L'analyse qui précède suggère que les
autorités de surveillance doivent suivre attentivement les fonds propres
économiques des banques. Ceci serait relativement aisé si tous
les actifs et tous les passifs des banques étaient côtés
sur des marchés actifs. Ces autorités disposeraient ainsi en
permanence d'une estimation fiable et gratuite, pour autant que les
marchés concernés soit efficients, de la valeur des actifs et des
passifs bancaires. Dans ce contexte, une comptabilité en valeur de
marché produirait une mesure sans biais des fonds propres
économiques. La pluparts des actifs et des passifs n'étant pas
côtés sur des marchés, il convient de les valoriser par
d'autres moyens. Le processus de valorisation mis en oeuvre est long et
couteux. Il ne permet pas une estimation continue de la valeur des capitaux
propres économiques. La comptabilité produisant un état
certifié des actifs et des passifs des banques, au moins une fois par
an, c'est sur cet état que s'appuie la réglementation
prudentielle. Constatant la valeur des actifs et des passifs de la banque, et
par conséquent la valeur de ses fonds propres économiques,
à une date donnée, il convient de garantir que la valeur des
actifs ne deviendra pas inférieure à la valeur des passifs pour
un niveau de probabilité donné d'ici à la date où
il sera possible de céder ces actifs.
C'est la philosophie qui préside aux dispositions du
pilier 1 de la réglementation Bâle II, notamment celles relatives
aux notations en mesures avancées du risque crédit, aux mesures
avancées du risque de marché et aux modèles internes du
risque opérationnel. Il s'agit à chaque fois de déterminer
la perte maximale, et par conséquent la baisse du capital
économique, que la banque risque de supporter sur un horizon
donné avec une probabilité donnée. L'horizon dépend
de l'échéance à laquelle la banque peut céder
l'actif et le risque qui lui est attaché. Cet horizon
s'élève à un an pour le portefeuille bancaire du fait de
sa liquidité. Il s'élève le plus souvent à 10 jours
pour le portefeuille de négociation dont les positions peuvent
être dénouées rapidement. Le seuil varie en fonction du
risque considéré. Il s'élève à 99% pour les
risques de crédit et marché, à 99,9% pour le risque
opérationnel.
Cette brève analyse du rôle des fonds propres
dans la prévention des faillites bancaires suggère deux
commentaires.
Le premier concerne les modalités de valorisation des
capitaux propres économiques des banques et, par conséquent, les
modalités de valorisation de leurs actifs et de leurs passifs. Il s'agit
de garantir que la valeur des actifs restera supérieure à la
valeur des passifs sur un horizon donné. Ces valeurs devant
refléter la valeur actuelle des flux associés aux actifs et
passifs, c'est de la valeur marchande dont il s'agit. Puisque que la
réglementation prudentielle s'appuie sur la mesure comptable des
capitaux propres pour déterminer si la banque est suffisamment
capitalisée pour supporter les risques inhérents à ses
activités, il est souhaitable que les fonds propres comptables et les
fonds propres économiques coïncident. Il est donc
préférable que les actifs et passifs de la banque soient, pour
autant que cela est possible,
comptabilisés à leur valeur marchande ou
à leur juste valeur, pour reprendre la terminologie propres aux normes
comptables internationales. En ce sens, le régulateur devrait être
un ardant partisan des comptabilités en juste valeur.

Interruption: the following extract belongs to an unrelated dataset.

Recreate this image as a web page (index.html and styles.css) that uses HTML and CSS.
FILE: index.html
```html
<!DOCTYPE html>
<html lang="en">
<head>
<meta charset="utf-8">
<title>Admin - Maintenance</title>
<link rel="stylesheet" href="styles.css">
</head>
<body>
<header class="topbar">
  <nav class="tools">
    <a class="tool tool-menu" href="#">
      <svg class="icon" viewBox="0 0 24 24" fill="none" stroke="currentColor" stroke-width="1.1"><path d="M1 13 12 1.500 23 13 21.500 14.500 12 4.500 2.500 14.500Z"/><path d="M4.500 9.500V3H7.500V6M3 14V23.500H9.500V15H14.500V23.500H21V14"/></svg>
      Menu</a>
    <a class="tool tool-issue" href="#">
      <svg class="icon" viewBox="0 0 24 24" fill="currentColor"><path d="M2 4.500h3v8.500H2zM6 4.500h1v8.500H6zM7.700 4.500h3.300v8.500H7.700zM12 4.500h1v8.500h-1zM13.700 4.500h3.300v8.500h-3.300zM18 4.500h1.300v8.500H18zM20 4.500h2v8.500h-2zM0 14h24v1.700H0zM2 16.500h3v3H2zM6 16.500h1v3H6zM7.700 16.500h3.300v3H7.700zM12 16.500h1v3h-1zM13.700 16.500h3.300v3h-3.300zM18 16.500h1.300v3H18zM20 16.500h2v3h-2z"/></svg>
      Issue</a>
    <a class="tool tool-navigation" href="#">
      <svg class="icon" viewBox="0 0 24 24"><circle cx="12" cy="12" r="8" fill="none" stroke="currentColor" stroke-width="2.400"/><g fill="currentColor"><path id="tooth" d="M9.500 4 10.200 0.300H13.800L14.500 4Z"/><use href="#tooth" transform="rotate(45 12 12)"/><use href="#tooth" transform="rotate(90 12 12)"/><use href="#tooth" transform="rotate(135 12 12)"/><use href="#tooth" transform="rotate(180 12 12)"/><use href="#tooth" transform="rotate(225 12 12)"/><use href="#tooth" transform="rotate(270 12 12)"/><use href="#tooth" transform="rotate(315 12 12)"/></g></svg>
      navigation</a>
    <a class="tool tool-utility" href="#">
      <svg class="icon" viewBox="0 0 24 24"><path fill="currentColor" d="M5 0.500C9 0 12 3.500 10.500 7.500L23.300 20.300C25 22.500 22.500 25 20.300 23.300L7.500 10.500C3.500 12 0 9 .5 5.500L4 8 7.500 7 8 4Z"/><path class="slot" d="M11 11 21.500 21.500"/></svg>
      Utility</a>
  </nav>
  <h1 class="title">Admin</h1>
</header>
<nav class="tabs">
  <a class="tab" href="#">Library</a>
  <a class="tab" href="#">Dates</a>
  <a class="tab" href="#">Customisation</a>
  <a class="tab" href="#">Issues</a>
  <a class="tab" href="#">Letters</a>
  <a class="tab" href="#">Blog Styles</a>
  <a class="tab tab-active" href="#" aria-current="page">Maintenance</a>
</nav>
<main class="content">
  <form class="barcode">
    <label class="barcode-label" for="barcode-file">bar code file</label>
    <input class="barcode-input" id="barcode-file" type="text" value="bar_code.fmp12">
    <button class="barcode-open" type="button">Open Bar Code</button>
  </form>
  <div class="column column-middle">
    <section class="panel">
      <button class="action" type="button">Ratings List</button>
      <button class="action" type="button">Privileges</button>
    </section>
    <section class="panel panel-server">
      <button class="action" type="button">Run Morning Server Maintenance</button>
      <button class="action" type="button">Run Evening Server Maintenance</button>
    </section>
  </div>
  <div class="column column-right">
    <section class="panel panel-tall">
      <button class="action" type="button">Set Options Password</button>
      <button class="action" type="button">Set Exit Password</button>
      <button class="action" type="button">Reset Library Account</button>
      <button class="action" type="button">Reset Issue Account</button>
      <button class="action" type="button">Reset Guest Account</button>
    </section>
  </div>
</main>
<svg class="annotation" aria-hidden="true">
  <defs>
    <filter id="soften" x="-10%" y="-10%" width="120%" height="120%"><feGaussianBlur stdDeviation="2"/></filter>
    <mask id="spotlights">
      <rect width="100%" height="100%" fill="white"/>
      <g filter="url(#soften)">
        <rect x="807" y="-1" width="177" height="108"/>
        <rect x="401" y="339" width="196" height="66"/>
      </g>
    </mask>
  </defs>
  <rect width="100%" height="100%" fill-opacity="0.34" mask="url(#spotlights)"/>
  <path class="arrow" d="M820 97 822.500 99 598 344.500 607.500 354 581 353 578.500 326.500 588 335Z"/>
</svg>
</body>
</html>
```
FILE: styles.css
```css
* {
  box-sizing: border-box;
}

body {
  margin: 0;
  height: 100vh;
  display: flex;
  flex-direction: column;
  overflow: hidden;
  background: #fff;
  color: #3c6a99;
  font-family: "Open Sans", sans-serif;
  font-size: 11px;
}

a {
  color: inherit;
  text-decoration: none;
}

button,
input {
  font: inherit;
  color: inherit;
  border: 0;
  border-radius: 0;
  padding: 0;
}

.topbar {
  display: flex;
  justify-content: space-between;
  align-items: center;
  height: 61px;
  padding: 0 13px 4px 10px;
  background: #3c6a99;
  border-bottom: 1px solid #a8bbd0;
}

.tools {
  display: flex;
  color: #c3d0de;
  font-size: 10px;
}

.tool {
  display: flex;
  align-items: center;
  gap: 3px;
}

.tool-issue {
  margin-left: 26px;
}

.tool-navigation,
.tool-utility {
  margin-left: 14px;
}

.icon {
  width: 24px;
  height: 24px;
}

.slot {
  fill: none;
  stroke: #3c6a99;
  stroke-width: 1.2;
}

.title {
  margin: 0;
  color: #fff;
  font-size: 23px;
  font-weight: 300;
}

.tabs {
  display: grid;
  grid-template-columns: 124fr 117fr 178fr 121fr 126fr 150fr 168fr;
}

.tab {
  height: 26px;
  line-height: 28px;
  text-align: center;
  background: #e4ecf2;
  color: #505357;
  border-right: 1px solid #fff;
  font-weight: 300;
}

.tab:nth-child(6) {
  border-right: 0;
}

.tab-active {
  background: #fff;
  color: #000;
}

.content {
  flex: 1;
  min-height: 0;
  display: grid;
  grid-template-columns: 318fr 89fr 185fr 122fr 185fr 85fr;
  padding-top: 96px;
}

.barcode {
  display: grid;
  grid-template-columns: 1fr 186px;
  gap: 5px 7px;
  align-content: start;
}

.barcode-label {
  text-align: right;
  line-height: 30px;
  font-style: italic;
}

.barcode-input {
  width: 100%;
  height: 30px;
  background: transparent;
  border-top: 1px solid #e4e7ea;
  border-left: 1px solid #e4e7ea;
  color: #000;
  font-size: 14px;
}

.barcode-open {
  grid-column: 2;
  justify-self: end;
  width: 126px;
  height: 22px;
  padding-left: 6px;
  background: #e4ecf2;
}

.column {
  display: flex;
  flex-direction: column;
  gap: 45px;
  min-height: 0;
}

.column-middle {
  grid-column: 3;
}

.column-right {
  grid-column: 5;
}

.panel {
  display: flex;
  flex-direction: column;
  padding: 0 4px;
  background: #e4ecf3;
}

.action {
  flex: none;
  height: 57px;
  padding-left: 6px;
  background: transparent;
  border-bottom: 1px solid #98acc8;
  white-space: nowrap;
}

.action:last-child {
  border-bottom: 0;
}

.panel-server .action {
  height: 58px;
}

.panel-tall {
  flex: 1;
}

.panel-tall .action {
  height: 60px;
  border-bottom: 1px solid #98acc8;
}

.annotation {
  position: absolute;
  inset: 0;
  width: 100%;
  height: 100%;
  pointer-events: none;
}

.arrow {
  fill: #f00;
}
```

Le second commentaire concerne le niveau de fonds propres
découlant des dispositions réglementaires. Un moyen simple de
réduire considérablement le risque des déposants et le
risque systémique consisterait à contraindre les banques à
n'être financée que par les fonds propres. Sur le plan
théorique, dans un monde aussi idéal que celui dans lequel
Modigliani et Miller (1958 - le coût de capital) situe leur
démonstration, une telle décision n'est pas aberrante. Le niveau
de fonds propre est alors sans effet sur la valeur de la firme. Dans un
contexte plus réaliste, il convient de prendre en compte les nombreux
facteurs qui influencent la structure financière des banques :
l'impôt, le risque de défaillance, les asymétries
informationnelles, les coûts de transaction...

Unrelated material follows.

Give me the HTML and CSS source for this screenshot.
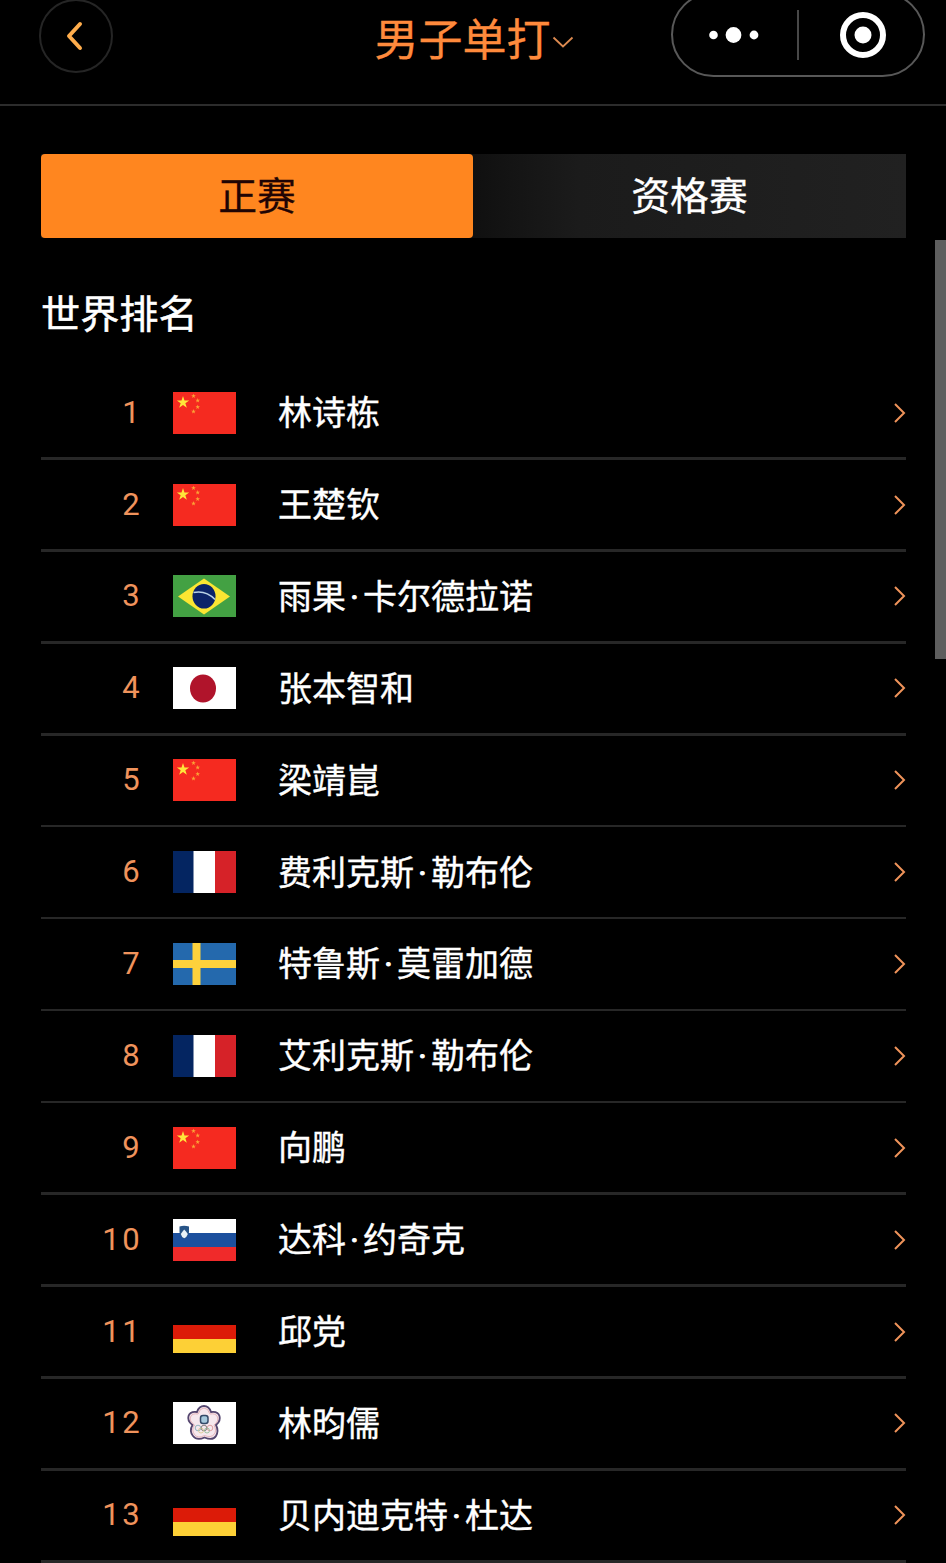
FILE: index.html
```html
<!DOCTYPE html>
<html lang="zh-CN">
<head>
<meta charset="utf-8">
<title>男子单打</title>
<link rel="stylesheet" href="styles.css">
</head>
<body>
<svg class="defs" width="0" height="0" aria-hidden="true">
  <defs>
    <symbol id="star" viewBox="-10 -10 20 20"><path d="M0-10 2.3-3.1H9.5L3.6 1.2 5.9 8.1 0 3.8-5.9 8.1-3.6 1.2-9.5-3.1H-2.3Z"/></symbol>
    <symbol id="cn" viewBox="0 0 63 42">
      <rect width="63" height="42" fill="#f52a20"/>
      <use href="#star" x="3.5" y="4" width="13" height="13" fill="#ffe63a"/>
      <g fill="#fba436">
        <use href="#star" x="18" y="1.500" width="5" height="5"/>
        <use href="#star" x="22.200" y="6" width="5" height="5"/>
        <use href="#star" x="22.200" y="12.500" width="5" height="5"/>
        <use href="#star" x="18" y="17" width="5" height="5"/>
      </g>
    </symbol>
    <symbol id="br" viewBox="0 0 63 42">
      <rect width="63" height="42" fill="#43a143"/>
      <path d="M5 21.5 31 3.5 57 21.5 31 39.500Z" fill="#fbe632"/>
      <ellipse cx="31" cy="21.300" rx="11.500" ry="12.300" fill="#0b2468"/>
      <path d="M20.500 17.500Q33 15 42 24.500" fill="none" stroke="#b9d3e6" stroke-width="1.700"/>
    </symbol>
    <symbol id="jp" viewBox="0 0 63 42">
      <rect width="63" height="42" fill="#fff"/>
      <ellipse cx="30" cy="21.500" rx="13" ry="14" fill="#b0142b"/>
    </symbol>
    <symbol id="fr" viewBox="0 0 63 42">
      <rect width="63" height="42" fill="#fff"/>
      <rect width="20.500" height="42" fill="#042561"/>
      <rect x="42" width="21" height="42" fill="#d62228"/>
    </symbol>
    <symbol id="se" viewBox="0 0 63 42">
      <rect width="63" height="42" fill="#2469ad"/>
      <path d="M19.500 0h8v17H63v8H27.500v17h-8V25H0v-8h19.500Z" fill="#fdd13c"/>
    </symbol>
    <symbol id="si" viewBox="0 0 63 42">
      <rect width="63" height="42" fill="#fff"/>
      <rect y="14" width="63" height="14" fill="#1c509e"/>
      <rect y="28" width="63" height="14" fill="#f02a2a"/>
      <path d="M6.500 7.500Q11 6 16 7.500V13Q15.500 18 11.200 20 7 18 6.500 13Z" fill="#285487"/>
      <path d="M7.800 15 9.600 12.500 11.200 10.500 13 12.500 14.800 15Q14 18 11.200 19.300 8.500 18 7.800 15Z" fill="#e9f2f8"/>
    </symbol>
    <symbol id="de" viewBox="0 0 63 42">
      <rect width="63" height="42" fill="#000"/>
      <rect y="14" width="63" height="14" fill="#dc1b08"/>
      <rect y="28" width="63" height="14" fill="#fdd036"/>
    </symbol>
    <symbol id="tpe" viewBox="0 0 63 42">
      <rect width="63" height="42" fill="#fff"/>
      <path d="M24 10Q26 4 31 4T38 10Q45 9 46.500 14T43 23Q46 29 43 34T31.500 35.500Q24 39 20 34T19.500 23Q14 19 15.500 14T24 10Z" fill="#f6e8ee" stroke="#55466f" stroke-width="1.800"/>
      <path d="M25 12Q27 6 31 6T37 12Q43 11 44.500 15T41 23Q44 29 41 32.500T31.500 33.500Q25 37 21.500 32.500T21.500 23Q16 19 17.500 15T25 12Z" fill="none" stroke="#dc9da5" stroke-width=".7"/>
      <rect x="27.500" y="13.500" width="7.500" height="8" rx="2.500" fill="#a6c9dc" stroke="#344a68" stroke-width="1.500"/>
      <g fill="none" stroke-width=".8">
        <circle cx="25" cy="26" r="2.800" stroke="#7ba8b4"/>
        <circle cx="31" cy="26" r="2.800" stroke="#666"/>
        <circle cx="37" cy="26" r="2.800" stroke="#d69090"/>
        <circle cx="28" cy="28.500" r="2.500" stroke="#d9c68a"/>
        <circle cx="34" cy="28.500" r="2.500" stroke="#8dbb94"/>
      </g>
    </symbol>
    <symbol id="go" viewBox="0 0 13 20"><path d="M2 1 11 10 2 19" fill="none" stroke="#ef935a" stroke-width="2"/></symbol>
  </defs>
</svg>

<header class="header">
  <button class="back" aria-label="返回">
    <svg width="18" height="30" viewBox="0 0 18 30"><path d="M15 3 4 15 15 27" fill="none" stroke="#ffad4c" stroke-width="4" stroke-linecap="round" stroke-linejoin="round"/></svg>
  </button>
  <h1 class="title">男子单打<svg class="caret" width="22" height="13" viewBox="0 0 22 13"><path d="M1.500 1.500 11 10.500 20.500 1.500" fill="none" stroke="#dd8a50" stroke-width="1.800"/></svg></h1>
  <div class="capsule">
    <svg width="50" height="16" viewBox="0 0 50 16" fill="#fff"><circle cx="4.500" cy="8" r="4.300"/><circle cx="24.500" cy="8" r="7.900"/><circle cx="45" cy="8" r="4.400"/></svg>
    <span class="capsule-line"></span>
    <svg width="46" height="46" viewBox="0 0 46 46"><circle cx="23" cy="23" r="20" fill="none" stroke="#fff" stroke-width="6"/><circle cx="23" cy="23" r="8.500" fill="#fff"/></svg>
  </div>
</header>

<main class="content">
  <nav class="tabs">
    <button class="tab tab-active">正赛</button>
    <button class="tab">资格赛</button>
  </nav>
  <h2 class="heading">世界排名</h2>
  <ol class="list">
    <li class="row"><span class="rank">1</span><svg class="flag"><use href="#cn"/></svg><span class="name">林诗栋</span><svg class="go"><use href="#go"/></svg></li>
    <li class="row"><span class="rank">2</span><svg class="flag"><use href="#cn"/></svg><span class="name">王楚钦</span><svg class="go"><use href="#go"/></svg></li>
    <li class="row"><span class="rank">3</span><svg class="flag"><use href="#br"/></svg><span class="name">雨果<i class="dot">·</i>卡尔德拉诺</span><svg class="go"><use href="#go"/></svg></li>
    <li class="row"><span class="rank">4</span><svg class="flag"><use href="#jp"/></svg><span class="name">张本智和</span><svg class="go"><use href="#go"/></svg></li>
    <li class="row"><span class="rank">5</span><svg class="flag"><use href="#cn"/></svg><span class="name">梁靖崑</span><svg class="go"><use href="#go"/></svg></li>
    <li class="row"><span class="rank">6</span><svg class="flag"><use href="#fr"/></svg><span class="name">费利克斯<i class="dot">·</i>勒布伦</span><svg class="go"><use href="#go"/></svg></li>
    <li class="row"><span class="rank">7</span><svg class="flag"><use href="#se"/></svg><span class="name">特鲁斯<i class="dot">·</i>莫雷加德</span><svg class="go"><use href="#go"/></svg></li>
    <li class="row"><span class="rank">8</span><svg class="flag"><use href="#fr"/></svg><span class="name">艾利克斯<i class="dot">·</i>勒布伦</span><svg class="go"><use href="#go"/></svg></li>
    <li class="row"><span class="rank">9</span><svg class="flag"><use href="#cn"/></svg><span class="name">向鹏</span><svg class="go"><use href="#go"/></svg></li>
    <li class="row"><span class="rank">10</span><svg class="flag"><use href="#si"/></svg><span class="name">达科<i class="dot">·</i>约奇克</span><svg class="go"><use href="#go"/></svg></li>
    <li class="row"><span class="rank">11</span><svg class="flag"><use href="#de"/></svg><span class="name">邱党</span><svg class="go"><use href="#go"/></svg></li>
    <li class="row"><span class="rank">12</span><svg class="flag"><use href="#tpe"/></svg><span class="name">林昀儒</span><svg class="go"><use href="#go"/></svg></li>
    <li class="row"><span class="rank">13</span><svg class="flag"><use href="#de"/></svg><span class="name">贝内迪克特<i class="dot">·</i>杜达</span><svg class="go"><use href="#go"/></svg></li>
  </ol>
</main>
<div class="scrollbar"></div>
</body>
</html>
```

FILE: styles.css
```css
* {
  box-sizing: border-box;
}

body {
  position: relative;
  margin: 0;
  height: 1563px;
  overflow: hidden;
  background: #000;
  color: #fff;
  font-family: "Noto Sans CJK SC", sans-serif;
}

.defs {
  display: block;
}

button {
  padding: 0;
  border: 0;
  font: inherit;
}

.header {
  display: grid;
  grid-template-columns: 1fr auto 1fr;
  align-items: start;
  height: 106px;
  padding: 0 21px 0 39px;
  border-bottom: 2px solid #2c2c2c;
}

.back {
  display: flex;
  align-items: center;
  justify-content: center;
  width: 74px;
  height: 74px;
  margin-top: -1px;
  padding-right: 5px;
  border: 2px solid #252525;
  border-radius: 50%;
  background: transparent;
}

.title {
  display: flex;
  align-items: center;
  margin: 5px 0 0 -16px;
  color: #ff8a3c;
  font-size: 44px;
  font-weight: 400;
  line-height: 64px;
  -webkit-text-stroke: 0.300px;
}

.caret {
  margin: 10px 0 0 1px;
}

.capsule {
  display: flex;
  align-items: center;
  justify-self: end;
  width: 254px;
  height: 85px;
  margin-top: -8px;
  padding: 0 36px 0 36px;
  border: 2px solid #585858;
  border-radius: 43px;
}

.capsule-line {
  width: 2px;
  height: 50px;
  margin: 0 41px 0 38px;
  background: #484848;
}

.capsule svg {
  flex: none;
}

.content {
  padding: 48px 40px 0 41px;
}

.tabs {
  display: grid;
  grid-template-columns: 432px 1fr;
  height: 84px;
  background: linear-gradient(90deg, #101010 50%, #1b1b1b 62%, #212121);
}

.tab {
  padding-bottom: 7px;
  background: transparent;
  color: #fff;
  font-size: 38.800px;
  line-height: 56px;
  -webkit-text-stroke: 0.300px;
}

.tab-active {
  border-radius: 4px;
  background: #ff861f;
  color: #200404;
}

.heading {
  margin: 44px 0 0;
  font-size: 39.200px;
  font-weight: 400;
  line-height: 58px;
  -webkit-text-stroke: 0.500px;
}

.list {
  margin: 28px 0 0;
  padding: 0;
  list-style: none;
}

.row {
  display: grid;
  grid-template-columns: 101px 63px 1fr 13px;
  grid-template-rows: 89.300px 2.600px;
  align-items: center;
}

.row::after {
  content: "";
  grid-column: 1 / -1;
  align-self: stretch;
  background: #272727;
}

.rank {
  color: #f0935c;
  font-family: Roboto, sans-serif;
  font-size: 31px;
  letter-spacing: 2.400px;
  line-height: 40px;
  text-align: right;
}

.flag {
  width: 63px;
  height: 42px;
  margin-left: 31px;
}

.name {
  padding: 0 0 3px 73px;
  font-size: 34px;
  line-height: 50px;
  white-space: nowrap;
  -webkit-text-stroke: 0.400px;
}

.dot {
  display: inline-block;
  width: 17px;
  font-family: Roboto, sans-serif;
  font-style: normal;
  line-height: 1;
  text-align: center;
  -webkit-text-stroke: 1px;
}

.go {
  width: 13px;
  height: 20px;
}

.scrollbar {
  position: absolute;
  top: 240px;
  right: 0;
  width: 11px;
  height: 419px;
  background: #5e5e5e;
}
```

La littérature propose plusieurs modèles visant
à définir un niveau optimal de fonds propres en intégrant
certains facteurs mentionnés précédemment. La
réglementation prudentielle des fonds propres ignore leur
préconisation. Elle ne vise qu'à protéger les
créanciers de la banque, les déposants ou prêteur contre le
risque de faillite. Elle impose à ce titre un niveau de fonds propres
susceptible de s'écarter sensiblement de l'optimum qui pourrait
résulter de la prise en compte des ces facteurs.